Noon arrives, and he reads the next slip: ‘Try reaching back.' But to what, he wonders. As he continues along the beach, he finds himself resurrecting memories of his past relationships. He remembers a fishing expedition with his deceased brother. He relives other family experiences, again feeling the love the members of his family had for one another. He is impressed with the happiness he is able to find in his past. Even now, he is warmed by those past experiences.

By three o'clock, he is feeling somewhat relaxed and begins to admire the wisdom of the old doctor. He is, however, shocked by the third slip, which reads, ‘Reexamine your motives.' He becomes very defensive and rationalizes his pursuit of money, recognition, and success. After a while, though, a quiet voice inside him suggests that perhaps these motives are not good enough. He begins to recognize that an important aspect of alignment has been lost. In the past, his work had always been free and flowing when he felt like he was contributing something, making a sacrifice, rendering a service. However, as his work situation changed, he lost some of those feelings, and now feels entangled in the tentacles of the slow death process.

At six o'clock he opens the last slip.
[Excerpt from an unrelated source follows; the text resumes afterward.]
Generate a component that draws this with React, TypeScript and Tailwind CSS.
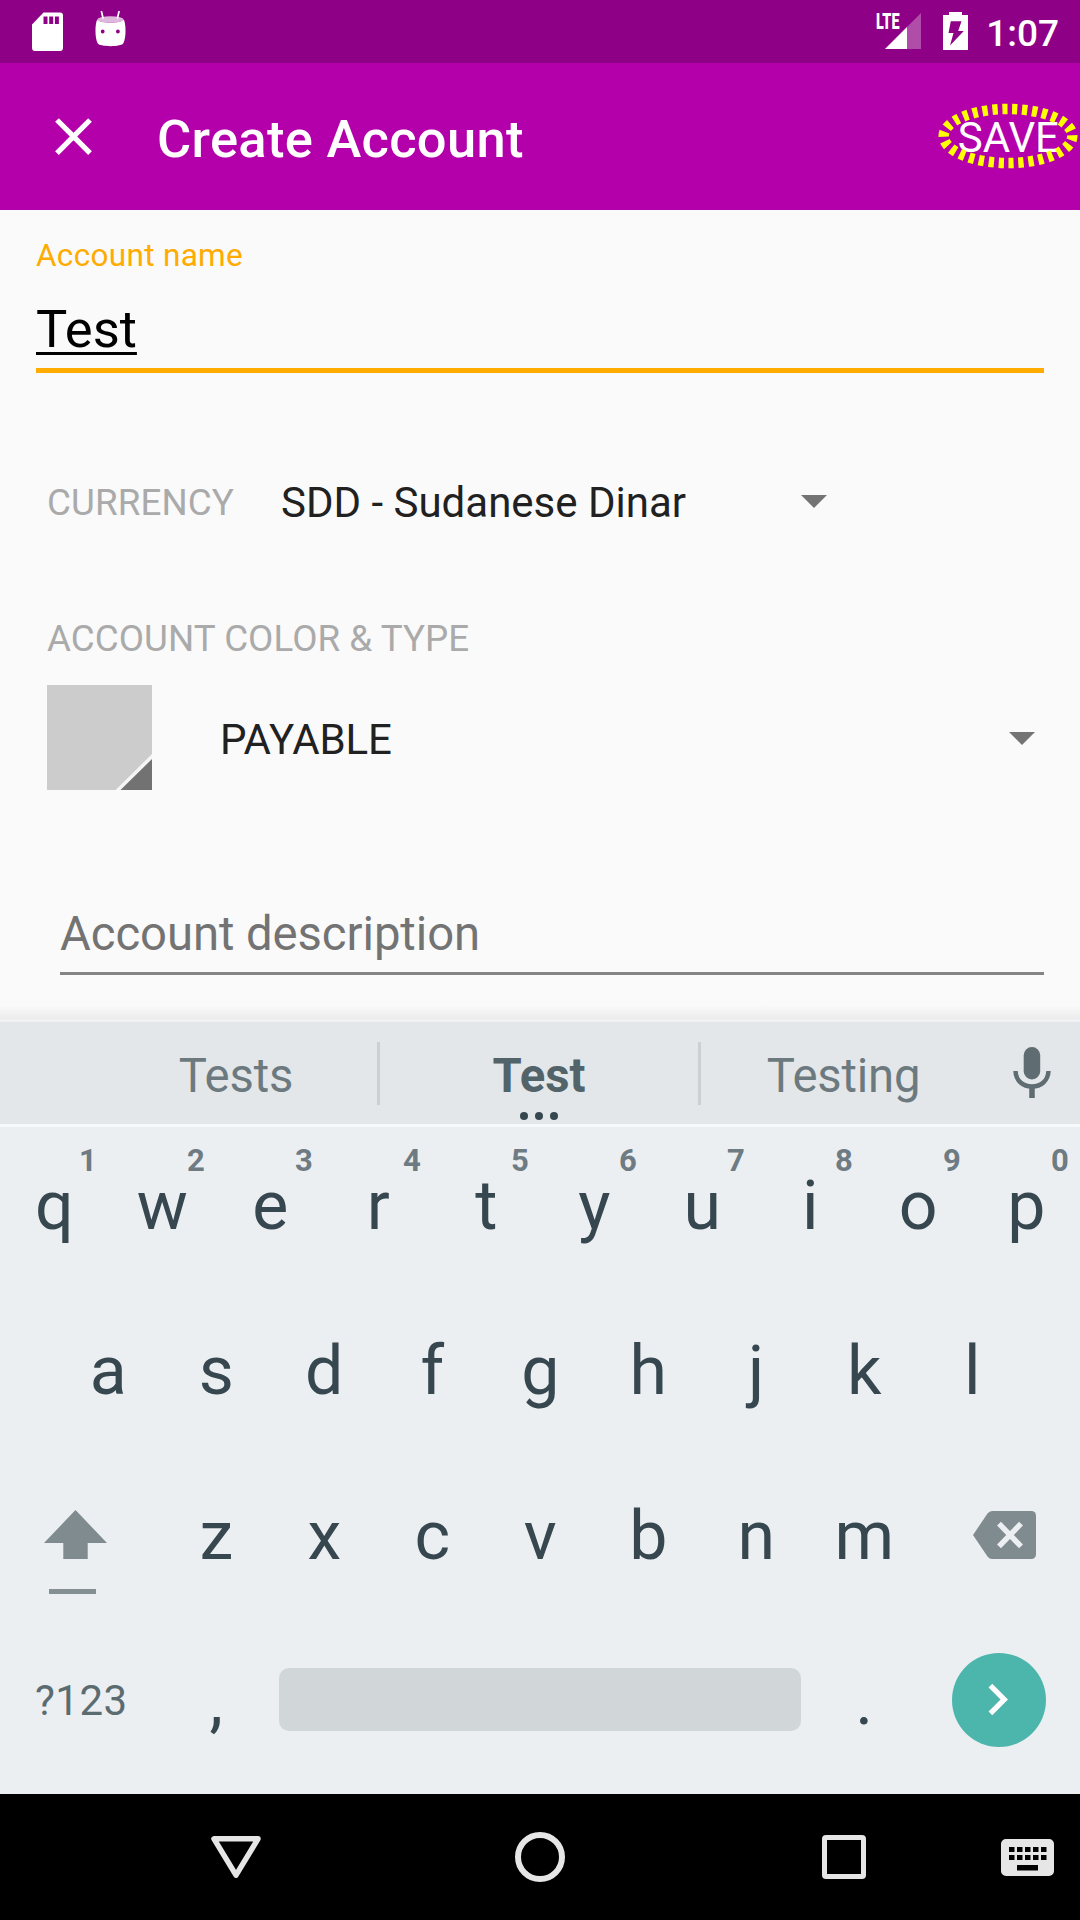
import type { ReactNode } from "react";

const TOP_ROW = [
  ["q", "1"],
  ["w", "2"],
  ["e", "3"],
  ["r", "4"],
  ["t", "5"],
  ["y", "6"],
  ["u", "7"],
  ["i", "8"],
  ["o", "9"],
  ["p", "0"],
];
const HOME_ROW = ["a", "s", "d", "f", "g", "h", "j", "k", "l"];
const BOTTOM_ROW = ["z", "x", "c", "v", "b", "n", "m"];

function StatusBar() {
  return (
    <div className="flex h-[63px] items-start bg-[#8e0085] text-white">
      <svg className="mt-3 ml-8 h-[39px] w-[31px]" viewBox="0 0 31 39" fill="currentColor">
        <path
          fillRule="evenodd"
          d="M11.5.4H28A3 3 0 0 1 31 3.400V36a3 3 0 0 1-3 2.900H3A3 3 0 0 1 0 36V12.400ZM11.500 4.500V12H15.500V4.500ZM17.200 4.500V12H21.200V4.500ZM22.900 4.500V12H26.900V4.500Z"
        />
      </svg>
      <svg className="mt-[11px] ml-8 h-9 w-[31px]" viewBox="0 0 31 36" fill="currentColor">
        <path d="M6.500.5 8 7M24 .5 22.500 7" stroke="currentColor" strokeWidth="1.700" strokeLinecap="round" />
        <ellipse cx="15.500" cy="8.500" rx="13" ry="3.300" opacity=".72" />
        <path
          fillRule="evenodd"
          d="M2.200 8.500C5 12.800 26 12.800 28.800 8.500 31 13 31.300 26 28.500 32 27 36.200 4 36.200 2.500 32-.3 26 0 13 2.200 8.500ZM7.700 18.600a1.900 1.900 0 1 0 0 3.800 1.900 1.900 0 1 0 0-3.800ZM22.900 18.600a1.900 1.900 0 1 0 0 3.800 1.900 1.900 0 1 0 0-3.800Z"
        />
      </svg>
      <div className="relative ml-auto h-[63px] w-[46px]">
        <svg className="absolute top-3 left-2.5 h-[37px] w-9" viewBox="0 0 36 37" fill="currentColor">
          <path d="M0 37 36 1V37Z" opacity=".3" />
          <path d="M0 37 22 15V37Z" />
        </svg>
        <span className="absolute top-[9px] left-px origin-left scale-x-[0.64] text-[22.5px] leading-6 font-black">
          LTE
        </span>
      </div>
      <svg className="mt-3 ml-[22px] h-[38px] w-[25px]" viewBox="0 0 25 38" fill="currentColor">
        <path
          fillRule="evenodd"
          d="M6 0H19V3H25V38H0V3H6ZM7.800 9.300 5.500 21H10.500L7 33.500 20.800 19H15.200L18.500 9.300Z"
        />
      </svg>
      <span className="mt-2.5 mr-[21px] ml-[18px] text-[37px] leading-[48px] font-medium">1:07</span>
    </div>
  );
}

function AppBar() {
  return (
    <div className="flex h-[147px] items-center bg-[#b400ab] pl-[42px] text-white">
      <svg className="h-[63px] w-[63px]" viewBox="0 0 24 24" fill="currentColor">
        <path d="M19 6.410 17.590 5 12 10.590 6.410 5 5 6.410 10.590 12 5 17.590 6.410 19 12 13.410 17.590 19 19 17.590 13.410 12z" />
      </svg>
      <h1 className="mt-1 ml-[52px] text-[52.5px] leading-[62px] font-medium tracking-[0.28px]">Create Account</h1>
      <div className="relative mt-0.5 mr-[21px] ml-auto text-[42px] leading-[50px]">
        SAVE
        <svg
          className="absolute -top-[10px] -right-5 h-[66px] w-[142px]"
          viewBox="0 0 142 66"
          fill="none"
        >
          <ellipse
            cx="71"
            cy="33"
            rx="64.300"
            ry="27"
            stroke="#ffff00"
            strokeWidth="10.500"
            strokeDasharray="5.300 4.700"
            strokeDashoffset="0.800"
            pathLength="300"
          />
        </svg>
      </div>
    </div>
  );
}

function Caret() {
  return (
    <svg className="h-[13px] w-[26px]" viewBox="0 0 26 13" fill="#747474">
      <path d="M0 0H26L13 13Z" />
    </svg>
  );
}

function AccountForm() {
  return (
    <div className="flex h-[809px] flex-col pt-[25px]">
      <div className="mx-9 flex flex-col">
        <label className="h-[42px] text-[31.5px] leading-[42px] tracking-[0.32px] text-[#ffab00]">Account name</label>
        <div className="mt-[21px] h-[62px] text-[52.5px] leading-[62px] text-black">
          <span className="underline decoration-[3px] underline-offset-[5px]">Test</span>
        </div>
        <div className="mt-2 h-[5px] bg-[#ffab00]" />
      </div>

      <div className="mt-[99px] ml-[47px] flex h-[60px] items-center">
        <span className="w-[234px] pt-0.5 text-[36.75px] tracking-[0.1px] text-[#aaaaaa]">CURRENCY</span>
        <span className="w-[520px] text-[42px] text-[#212121]">SDD - Sudanese Dinar</span>
        <div className="-mt-0.5">
          <Caret />
        </div>
      </div>

      <div className="mt-[86px] ml-[47px] h-[42px] text-[36.75px] leading-[42px] tracking-[0.05px] text-[#aaaaaa]">
        ACCOUNT COLOR &amp; TYPE
      </div>
      <div className="mt-[25px] mr-[45px] ml-[47px] flex h-[105px] items-center">
        <svg className="h-[105px] w-[105px]" viewBox="0 0 105 105">
          <path d="M0 0H105V105H0Z" fill="#cccccc" />
          <path d="M105 69V105H68.500Z" fill="#f5f5f5" />
          <path d="M105 74V105H73.500Z" fill="#727272" />
        </svg>
        <span className="mt-1 ml-[68px] text-[42px] tracking-[-0.1px] text-[#212121]">PAYABLE</span>
        <div className="mt-0.5 ml-auto">
          <Caret />
        </div>
      </div>

      <div className="mt-[116px] mr-9 ml-[60px] h-[69px] border-b-[3px] border-[#858585] text-[47.25px] leading-[56px] tracking-[-0.07px] text-[#737373]">
        Account description
      </div>
      <div className="mt-auto h-3.5 bg-linear-to-b from-[#fafafa] to-[#ececec]" />
    </div>
  );
}

function SuggestionBar() {
  return (
    <div className="flex h-[108px] items-center border-t-[3px] border-b-[3px] border-t-[#eff1f2] border-b-[#f6f8f9] bg-[#e3e7e9] pl-[93px] text-[47.25px] text-[#6c7a80]">
      <span className="w-[284px] pt-1.5 pl-0.5 text-center tracking-[-0.15px]">Tests</span>
      <div className="mb-[-1px] h-[63px] w-[3px] bg-[#cbd0d3]" />
      <div className="relative w-[318px] pt-1.5 text-center font-bold text-[#52636a]">
        Test
        <div className="absolute inset-x-0 bottom-[-9px] flex justify-center gap-[7px]">
          <i className="size-2 rounded-full bg-[#37474f]" />
          <i className="size-2 rounded-full bg-[#37474f]" />
          <i className="size-2 rounded-full bg-[#37474f]" />
        </div>
      </div>
      <div className="mb-[-1px] h-[63px] w-[3px] bg-[#cbd0d3]" />
      <span className="w-[284px] pt-1.5 pl-px text-center tracking-[-0.2px]">Testing</span>
      <svg className="-mt-px ml-7 h-[51px] w-[38px]" viewBox="0 0 38 51" fill="none">
        <rect x="10.700" y="0" width="16.500" height="32.500" rx="8.250" fill="#5f6c72" />
        <path d="M2.500 24C3 34 10 39.500 19 39.500S35 34 35.500 24" stroke="#5f6c72" strokeWidth="4.500" />
        <path d="M19 40V51" stroke="#5f6c72" strokeWidth="5.500" />
      </svg>
    </div>
  );
}

function Key({ children, hint }: { children: ReactNode; hint?: string }) {
  return (
    <div className="relative flex w-[108px] justify-center pl-[0.5px]">
      {children}
      {hint && (
        <span className="absolute -top-[23px] left-[79px] text-[31px] leading-9 font-bold text-[#6e7b82]">{hint}</span>
      )}
    </div>
  );
}

function Keyboard() {
  return (
    <div className="flex h-[667px] flex-col bg-[#ebeff2] text-[68px] leading-[80px] text-[#37474f]">
      <div className="flex h-[157px] items-center">
        {TOP_ROW.map(([key, hint]) => (
          <Key key={key} hint={hint}>
            {key}
          </Key>
        ))}
      </div>
      <div className="mt-1 flex h-[165px] items-center justify-center">
        {HOME_ROW.map((key) => (
          <Key key={key}>{key}</Key>
        ))}
      </div>
      <div className="flex h-[165px] items-center">
        <div className="flex w-[162px] flex-col pt-8 pl-11">
          <svg className="h-[49px] w-[63px]" viewBox="0 0 63 49" fill="#808b8f">
            <path d="M31.500 0 63 33H43.700V49H19.300V33H0Z" />
          </svg>
          <div className="mt-[30px] ml-[5px] h-[5px] w-[47px] bg-[#848f94]" />
        </div>
        {BOTTOM_ROW.map((key) => (
          <Key key={key}>{key}</Key>
        ))}
        <svg className="-mt-0.5 ml-[55px] h-12 w-[63px]" viewBox="0 0 63 48">
          <path
            d="M0 24 14.500 2.500Q16.500 0 19 0H58.500A4.500 4.500 0 0 1 63 4.500V43.500A4.500 4.500 0 0 1 58.500 48H19Q16.500 48 14.500 45.500Z"
            fill="#808b8f"
          />
          <path d="M26 12.700 48 35.300M48 12.700 26 35.300" stroke="#ebeff2" strokeWidth="5.500" />
        </svg>
      </div>
      <div className="flex h-[165px] items-center">
        <span className="w-[162px] pl-[35px] text-[42px] tracking-[0.5px] text-[#5c6b70]">?123</span>
        <Key>,</Key>
        <div className="-mt-0.5 mr-[9px] ml-[9px] h-[63px] w-[522px] rounded-[10px] bg-[#d1d6d9]" />
        <Key>.</Key>
        <div className="-mt-0.5 ml-[34px] flex size-[94px] items-center justify-center rounded-full bg-[#4db6ac]">
          <svg className="-ml-[3px] size-[63px]" viewBox="0 0 24 24" fill="#ffffff">
            <path d="M8.590 16.590 13.170 12 8.590 7.410 10 6l6 6-6 6z" />
          </svg>
        </div>
      </div>
    </div>
  );
}

function NavigationBar() {
  return (
    <div className="flex h-[126px] items-center bg-black text-[#e6e6e6]">
      <svg className="ml-[211px] h-[42px] w-[50px]" viewBox="0 0 50 42" fill="none">
        <path d="M3 2.800H47L25 39.200Z" stroke="currentColor" strokeWidth="5.500" strokeLinejoin="round" />
      </svg>
      <div className="ml-[254px] size-[50px] rounded-full border-[6px] border-current" />
      <div className="ml-[257px] size-11 rounded-[4px] border-[5px] border-current" />
      <svg className="ml-[135px] h-[37px] w-[53px]" viewBox="0 0 53 37" fill="currentColor">
        <path
          fillRule="evenodd"
          d="M5 0H48A5 5 0 0 1 53 5V32A5 5 0 0 1 48 37H5A5 5 0 0 1 0 32V5A5 5 0 0 1 5 0ZM8 8V13H13.500V8ZM16 8V13H21.500V8ZM24 8V13H29.500V8ZM32 8V13H37.500V8ZM40 8V13H45.500V8ZM8 16V21H13.500V16ZM16 16V21H21.500V16ZM24 16V21H29.500V16ZM32 16V21H37.500V16ZM40 16V21H45.500V16ZM16 26V31.500H37V26Z"
        />
      </svg>
    </div>
  );
}

export default function App() {
  return (
    <div className="flex h-[1920px] w-[1080px] flex-col overflow-hidden bg-[#fafafa] font-['Roboto',sans-serif]">
      <StatusBar />
      <AppBar />
      <AccountForm />
      <SuggestionBar />
      <Keyboard />
      <NavigationBar />
    </div>
  );
}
It reads, ‘Write your worries in the sand.' At this point, he sees the logic in the four thought-provoking statements. Getting outside himself, thinking about the happiness of the past, reflecting on the deep structure of the present, and eventually penetrating his own defenses allows him to reexamine and realign his own motives. Once he made these internal adjustments, his external problems are less of an issue. If his motives, conscience, and capabilities are aligned, he will perform to his best ability, no matter what the external problem. Success is likely, but even if he experiences failures, he will have done the right things. In an important way, the man changes the world by changing himself."

Notes:

1. Quinn, Robert E. (2004) Building the Bridge As You Walk On It: A Guide for Leading Change. San Francisco: Jossey-Bass, p.ix.

2. Quinn, Robert E. (1996) Deep Change: Discovering the Leader Within. San Francisco: Jossey-Bass, p. 61-62.